Apple didn't respond to a request for comment about why it made the change or whether Microsoft's competing service is still part of the mix.


Apple’s iCloud now Relies on AWS and GCP, no more Microsoft’s Azure

Apple has specified on its website that iCloud stores a user’s contacts, calendars, photos, documents, and more and keeps the information up to date across all of their devices, automatically. iCloud can also be used by third-party apps to store and sync documents as well as key values for app data as defined by the developer. Users set up iCloud by signing in with an Apple ID and choosing which services they would like to use. iCloud features, including My Photo Stream, iCloud Drive, and iCloud Backup, can be disabled by IT administrators via MDM configuration profiles. The service is agnostic about what is being stored and handles all file content the same way, as a collection of bytes.

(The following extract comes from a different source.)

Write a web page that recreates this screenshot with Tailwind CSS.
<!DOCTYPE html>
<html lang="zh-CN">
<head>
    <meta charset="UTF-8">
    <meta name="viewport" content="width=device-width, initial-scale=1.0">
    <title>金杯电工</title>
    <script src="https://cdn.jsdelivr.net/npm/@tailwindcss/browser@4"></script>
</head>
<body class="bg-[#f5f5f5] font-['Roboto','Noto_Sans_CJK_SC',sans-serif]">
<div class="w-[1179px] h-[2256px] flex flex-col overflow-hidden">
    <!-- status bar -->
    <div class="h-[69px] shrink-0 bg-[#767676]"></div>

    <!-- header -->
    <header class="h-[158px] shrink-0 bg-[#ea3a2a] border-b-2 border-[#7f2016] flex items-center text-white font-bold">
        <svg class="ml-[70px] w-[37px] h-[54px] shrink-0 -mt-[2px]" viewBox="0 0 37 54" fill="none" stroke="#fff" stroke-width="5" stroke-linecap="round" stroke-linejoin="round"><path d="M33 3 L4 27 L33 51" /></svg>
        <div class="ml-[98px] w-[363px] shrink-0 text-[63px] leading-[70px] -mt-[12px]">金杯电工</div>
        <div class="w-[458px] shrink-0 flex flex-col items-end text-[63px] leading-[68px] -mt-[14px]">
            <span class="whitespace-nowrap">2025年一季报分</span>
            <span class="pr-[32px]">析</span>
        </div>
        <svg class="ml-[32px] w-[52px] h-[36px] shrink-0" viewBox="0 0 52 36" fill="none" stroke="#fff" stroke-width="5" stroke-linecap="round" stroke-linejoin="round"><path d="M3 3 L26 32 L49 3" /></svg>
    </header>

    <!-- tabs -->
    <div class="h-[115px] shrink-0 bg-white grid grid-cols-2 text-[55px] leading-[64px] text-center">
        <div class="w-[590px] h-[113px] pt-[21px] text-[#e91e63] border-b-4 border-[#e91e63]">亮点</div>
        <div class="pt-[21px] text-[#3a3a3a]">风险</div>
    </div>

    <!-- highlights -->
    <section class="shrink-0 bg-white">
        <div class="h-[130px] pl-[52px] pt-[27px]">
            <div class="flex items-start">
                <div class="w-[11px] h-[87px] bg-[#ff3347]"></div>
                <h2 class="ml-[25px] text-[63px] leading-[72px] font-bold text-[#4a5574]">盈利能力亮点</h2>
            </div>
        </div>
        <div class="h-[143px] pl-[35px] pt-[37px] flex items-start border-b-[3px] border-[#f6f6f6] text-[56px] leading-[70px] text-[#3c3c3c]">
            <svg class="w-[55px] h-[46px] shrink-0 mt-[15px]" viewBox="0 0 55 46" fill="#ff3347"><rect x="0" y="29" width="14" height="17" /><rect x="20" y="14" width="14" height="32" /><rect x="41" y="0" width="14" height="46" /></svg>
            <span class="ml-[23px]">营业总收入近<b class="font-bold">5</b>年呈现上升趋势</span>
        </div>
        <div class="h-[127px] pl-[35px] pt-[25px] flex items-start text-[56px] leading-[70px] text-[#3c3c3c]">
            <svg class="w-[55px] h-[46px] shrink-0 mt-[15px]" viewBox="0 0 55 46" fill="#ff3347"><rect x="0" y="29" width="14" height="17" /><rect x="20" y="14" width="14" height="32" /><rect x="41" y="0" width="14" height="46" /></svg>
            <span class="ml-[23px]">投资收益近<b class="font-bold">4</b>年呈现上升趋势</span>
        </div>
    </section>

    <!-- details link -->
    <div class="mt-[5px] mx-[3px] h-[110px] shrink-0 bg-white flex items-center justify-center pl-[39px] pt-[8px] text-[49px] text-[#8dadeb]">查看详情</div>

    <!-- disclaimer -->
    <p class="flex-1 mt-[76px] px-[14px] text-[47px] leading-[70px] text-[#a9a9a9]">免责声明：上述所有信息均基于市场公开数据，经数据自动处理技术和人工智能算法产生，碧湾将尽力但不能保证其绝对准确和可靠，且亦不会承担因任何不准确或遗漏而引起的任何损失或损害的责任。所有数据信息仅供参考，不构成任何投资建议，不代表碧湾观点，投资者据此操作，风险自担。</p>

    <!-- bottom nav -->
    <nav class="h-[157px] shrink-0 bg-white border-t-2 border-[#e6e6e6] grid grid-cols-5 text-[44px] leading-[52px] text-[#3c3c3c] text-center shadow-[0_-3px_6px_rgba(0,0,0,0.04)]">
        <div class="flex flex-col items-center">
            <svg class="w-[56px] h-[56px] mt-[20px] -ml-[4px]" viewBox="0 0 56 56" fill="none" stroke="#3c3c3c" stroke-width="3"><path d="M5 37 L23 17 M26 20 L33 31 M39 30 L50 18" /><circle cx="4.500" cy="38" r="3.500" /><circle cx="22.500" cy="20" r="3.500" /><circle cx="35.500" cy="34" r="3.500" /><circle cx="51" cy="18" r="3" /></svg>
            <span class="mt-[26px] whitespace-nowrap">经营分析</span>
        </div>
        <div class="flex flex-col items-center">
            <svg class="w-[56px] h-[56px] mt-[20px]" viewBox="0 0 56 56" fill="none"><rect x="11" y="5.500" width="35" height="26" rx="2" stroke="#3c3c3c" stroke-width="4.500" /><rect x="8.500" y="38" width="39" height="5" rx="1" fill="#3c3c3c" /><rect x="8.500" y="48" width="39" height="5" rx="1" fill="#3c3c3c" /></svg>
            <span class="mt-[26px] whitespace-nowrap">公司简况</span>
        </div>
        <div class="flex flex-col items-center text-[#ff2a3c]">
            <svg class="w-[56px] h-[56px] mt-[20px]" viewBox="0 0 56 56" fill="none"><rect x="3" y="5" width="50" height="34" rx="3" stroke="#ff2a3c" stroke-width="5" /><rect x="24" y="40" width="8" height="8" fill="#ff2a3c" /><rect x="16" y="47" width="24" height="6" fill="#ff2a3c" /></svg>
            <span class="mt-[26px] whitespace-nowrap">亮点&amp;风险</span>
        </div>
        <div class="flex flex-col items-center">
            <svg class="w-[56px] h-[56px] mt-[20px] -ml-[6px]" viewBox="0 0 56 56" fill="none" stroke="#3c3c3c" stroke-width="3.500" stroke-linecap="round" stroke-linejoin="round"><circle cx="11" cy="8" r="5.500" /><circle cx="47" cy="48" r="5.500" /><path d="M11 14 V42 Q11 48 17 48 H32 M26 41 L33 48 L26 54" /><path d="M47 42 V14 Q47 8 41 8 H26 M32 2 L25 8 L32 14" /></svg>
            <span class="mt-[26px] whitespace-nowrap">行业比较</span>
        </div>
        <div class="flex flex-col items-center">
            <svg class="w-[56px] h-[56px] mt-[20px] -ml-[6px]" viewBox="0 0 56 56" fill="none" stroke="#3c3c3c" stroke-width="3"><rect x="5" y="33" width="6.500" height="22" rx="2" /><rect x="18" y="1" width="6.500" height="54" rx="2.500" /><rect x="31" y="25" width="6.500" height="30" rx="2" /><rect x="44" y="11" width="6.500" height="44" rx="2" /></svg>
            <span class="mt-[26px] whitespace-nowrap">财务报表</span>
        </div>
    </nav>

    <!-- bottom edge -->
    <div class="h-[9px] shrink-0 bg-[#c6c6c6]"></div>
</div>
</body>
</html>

Each file is broken into chunks and encrypted by iCloud using AES-128 and a key derived from each chunk’s contents that utilizes SHA-256. The keys and the file’s metadata are stored by Apple in the user’s iCloud account. The encrypted chunks of the file are stored, without any user-identifying information, using third-party storage services, such as S3 and Google Cloud Platform.

S3 here is Amazon Web Services (AWS). Earlier, the document just mentioned S3 and Microsoft’s popular Azure platform, the latter is now missing from the updated one.

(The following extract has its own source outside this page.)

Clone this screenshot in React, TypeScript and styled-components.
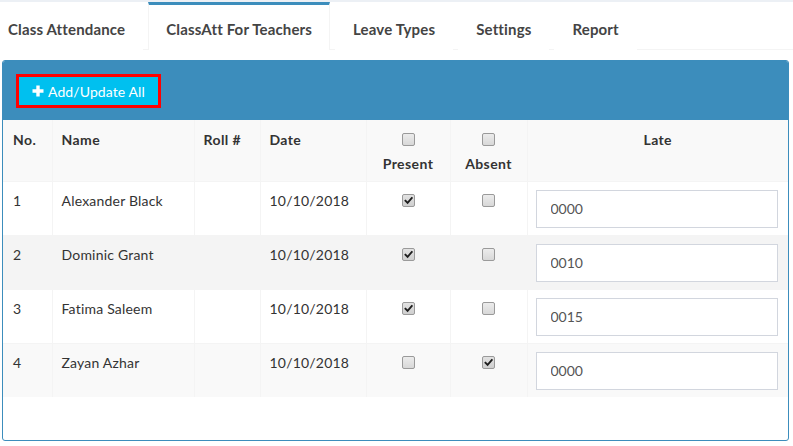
import styled, { createGlobalStyle } from 'styled-components';

const GlobalStyle = createGlobalStyle`
  html, body {
    margin: 0;
    padding: 0;
    background: #fff;
  }
  body {
    font-family: Lato, "Open Sans", sans-serif;
    font-size: 14px;
    color: #333;
  }
`;

const tabs = ['Class Attendance', 'ClassAtt For Teachers', 'Leave Types', 'Settings', 'Report'];

const rows = [
  { no: 1, name: 'Alexander Black', date: '10/10/2018', present: true, absent: false, late: '0000', bg: '#fff' },
  { no: 2, name: 'Dominic Grant', date: '10/10/2018', present: true, absent: false, late: '0010', bg: '#f4f4f4' },
  { no: 3, name: 'Fatima Saleem', date: '10/10/2018', present: true, absent: false, late: '0015', bg: '#fff' },
  { no: 4, name: 'Zayan Azhar', date: '10/10/2018', present: false, absent: true, late: '0000', bg: '#f9f9f9' },
];

const App = () => {
  return (
    <Page>
      <GlobalStyle />
      <TopStrip />
      <TabList>
        {tabs.map((t, i) => (
          <Tab key={t} active={i === 1}>{t}</Tab>
        ))}
      </TabList>

      <Panel>
        <PanelHeader>
          <AddButton>
            <PlusIcon viewBox="0 0 12 12">
              <path d="M4.3 0.5h3.4v3.8h3.8v3.4H7.7v3.8H4.3V7.7H0.5V4.3h3.8z" fill="#fff" />
            </PlusIcon>
            Add/Update All
          </AddButton>
        </PanelHeader>

        <Table>
          <colgroup>
            <col style={{ width: 49 }} />
            <col style={{ width: 142 }} />
            <col style={{ width: 66 }} />
            <col style={{ width: 106 }} />
            <col style={{ width: 84 }} />
            <col style={{ width: 77 }} />
            <col />
          </colgroup>
          <thead>
            <HeadRow>
              <Th>No.</Th>
              <Th>Name</Th>
              <Th>Roll #</Th>
              <Th>Date</Th>
              <Th center>
                <BoxLine><Check /></BoxLine>
                Present
              </Th>
              <Th center>
                <BoxLine><Check /></BoxLine>
                Absent
              </Th>
              <Th center>Late</Th>
            </HeadRow>
          </thead>
          <tbody>
            {rows.map((r) => (
              <Row key={r.no} bg={r.bg}>
                <Td>{r.no}</Td>
                <Td>{r.name}</Td>
                <Td></Td>
                <Td>{r.date}</Td>
                <Td center><Check checked={r.present} /></Td>
                <Td center><Check checked={r.absent} /></Td>
                <InputCell>
                  <LateInput defaultValue={r.late} />
                </InputCell>
              </Row>
            ))}
          </tbody>
        </Table>
        <PanelFoot />
      </Panel>
    </Page>
  );
};

const Check = ({ checked }: { checked?: boolean }) => (
  <CheckBox checked={checked}>
    {checked && (
      <CheckMark viewBox="0 0 10 10">
        <path d="M1.6 5.2L4 7.6 8.6 2.2" fill="none" stroke="#1e1e1e" strokeWidth="2" strokeLinecap="square" />
      </CheckMark>
    )}
  </CheckBox>
);

const Page = styled.div`
  width: 793px;
  height: 446px;
  overflow: hidden;
`;

const TopStrip = styled.div`
  height: 2px;
  background: #ecf0f5;
`;

const TabList = styled.div`
  display: flex;
  height: 47px;
  border-bottom: 1px solid #f4f4f4;
`;

const Tab = styled.div<{ active?: boolean }>`
  display: flex;
  align-items: center;
  padding: 2px 17px 0;
  margin-right: 5px;
  font-weight: 700;
  font-size: 15px;
  letter-spacing: 0.15px;
  color: #444;
  white-space: nowrap;
  box-sizing: border-box;
  border-top: 3px solid ${(p) => (p.active ? '#3c8dbc' : 'transparent')};
  border-left: 1px solid ${(p) => (p.active ? '#f4f4f4' : 'transparent')};
  border-right: 1px solid ${(p) => (p.active ? '#f4f4f4' : 'transparent')};
  background: #fff;
  margin-bottom: -1px;

  &:first-child {
    padding-left: 8px;
    border-left: none;
  }
`;

const Panel = styled.div`
  margin: 10px 4px 0 2px;
  border: 1px solid #3c8dbc;
  border-radius: 3px;
  overflow: hidden;
`;

const PanelHeader = styled.div`
  background: #3c8dbc;
  padding: 13px 13px 12px;
`;

const AddButton = styled.button`
  display: inline-flex;
  align-items: center;
  gap: 4px;
  height: 34px;
  padding: 0 13px 0 13px;
  background: #00c0ef;
  border: 3px solid #ff0000;
  color: #fff;
  font-family: Lato, "Open Sans", sans-serif;
  font-size: 14px;
  letter-spacing: 0.1px;
  cursor: pointer;
  box-sizing: border-box;
`;

const PlusIcon = styled.svg`
  width: 12px;
  height: 12px;
`;

const Table = styled.table`
  width: 100%;
  border-collapse: collapse;
  table-layout: fixed;
`;

const HeadRow = styled.tr`
  background: #f9f9f9;
`;

const Th = styled.th<{ center?: boolean }>`
  text-align: ${(p) => (p.center ? 'center' : 'left')};
  vertical-align: top;
  padding: 10px 9px 6px;
  height: 45px;
  line-height: 20px;
  font-weight: 700;
  letter-spacing: 0.4px;
  color: #333;
  border-left: 1px solid #f4f4f4;
  &:first-child {
    border-left: none;
    padding-left: 10px;
  }
`;

const BoxLine = styled.div`
  height: 24px;
  display: flex;
  justify-content: center;
  align-items: flex-start;
`;

const Row = styled.tr<{ bg: string }>`
  background: ${(p) => p.bg};
  border-top: 1px solid #f4f4f4;
`;

const Td = styled.td<{ center?: boolean }>`
  text-align: ${(p) => (p.center ? 'center' : 'left')};
  vertical-align: top;
  padding: 9px 9px 7px;
  height: 37px;
  line-height: 20px;
  color: #333;
  letter-spacing: 0.2px;
  border-left: 1px solid #f4f4f4;
  &:first-child {
    border-left: none;
    padding-left: 10px;
  }
`;

const InputCell = styled.td`
  padding: 7px 10px 7px 8px;
  border-left: 1px solid #f4f4f4;
`;

const LateInput = styled.input`
  width: 100%;
  height: 38px;
  box-sizing: border-box;
  border: 1px solid #d2d6de;
  padding: 0 14px;
  font-family: Lato, "Open Sans", sans-serif;
  font-size: 14px;
  color: #555;
  background: #fff;
  outline: none;
`;

const CheckBox = styled.span<{ checked?: boolean }>`
  display: inline-flex;
  align-items: center;
  justify-content: center;
  width: 13px;
  height: 13px;
  margin-top: 3px;
  box-sizing: border-box;
  border: 1px solid #9a9a9a;
  border-radius: 2px;
  background: ${(p) => (p.checked ? 'linear-gradient(#e2e2e2, #cfcfcf)' : 'linear-gradient(#ececec, #d8d8d8)')};
  vertical-align: top;
`;

const CheckMark = styled.svg`
  width: 9px;
  height: 9px;
`;

const PanelFoot = styled.div`
  height: 43px;
`;

export default App;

Business Relationship Strengthening between Apple and Google

Users should not expect Google Maps to reclaim its previous status as the iPhone's mapping app, or for Google's YouTube app to compliment iPhones as it did once upon a time. But it appears that Apple is willing to do business with Google when it makes sense now, what a turnaround. After all, everything is fair in love and business.
When phones powered by Google's Android software were launched in the market, Apple co-founder and then-CEO Steve Jobs was famously outraged by their similarity to Apple's competing iOS. According to CNET, Jobs is supposed to have stated "I'm going to destroy Android, because it's a stolen product. I'm willing to go thermonuclear on this". However, now it appears that Apple is willing to do business with Google. Though there is no indication if Apple is also relying on Google for additional computing work.

Google occupies a distant third place after Amazon and Microsoft when it comes to cloud-computing services that enables customers like Apple or Netflix tap into global pools of computing resources. Google's cloud business now generates more than US $1 billion per quarter, and other top notch customers include bank HSBC and payment services company PayPal, according to Diane Greene, senior vice president of Google's cloud computing division.